If you were ever looking for a game where you can live your anime inspired dreams of screaming out the names of every single special move you do while performing it, look no further than this game. In fact if you're nerdy enough to do this in other games anyway, you can find some solace here that your cheesy public embarrassment won't be a waste, because this game actually requires you to do so. Yes, the game does sport special moves, although the execution of them doesn't really require any complex movements. Unless your name is Ryu (or Criss Angel) and currently don't exist in this earthly realm, I sincerely doubt the average human being can perform a Tatsumaki Senpuu-Kyaku, let alone shoot fire from their hands (and if you can, the Kinect might just translate it as an accidental punch, so stop showing off). A meter fills up when you dodge blows and when this meter fills up to max, you can then perform voice-activated special moves. Voice-activated, meaning you can just say something and the character does it. This would probably make your avatar perform the flashiest of moves the game has to offer, but if it's voice-activated, this means no physical input from you. Still, if you're even mildly expected to play this game for regular hours on end just like any other game, expecting the average person to perform such complex moves for hours on end would be too physically demanding. In this case, a voice-activated specific command is probably the best way to go. Unfortunately, this also activates the attention of people around you in the same room.

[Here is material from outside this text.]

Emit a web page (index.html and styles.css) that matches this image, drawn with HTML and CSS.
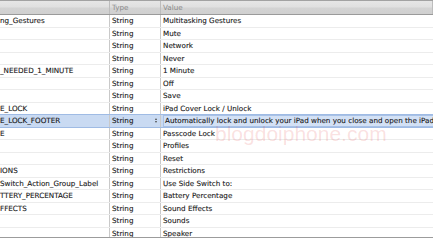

We've progressed quite far in motion control technology. It seems the technology to mapping out actions to approximate body gestures has been realized, but disabling the ability for a character to actually move around in the environment more or less destroys the very concept of gaming. It might be a while before we see motion games truly mimic the playability of what we see in so many movies that deal with such things, such as virtual reality, but if you think about it, do you really want them to become that real?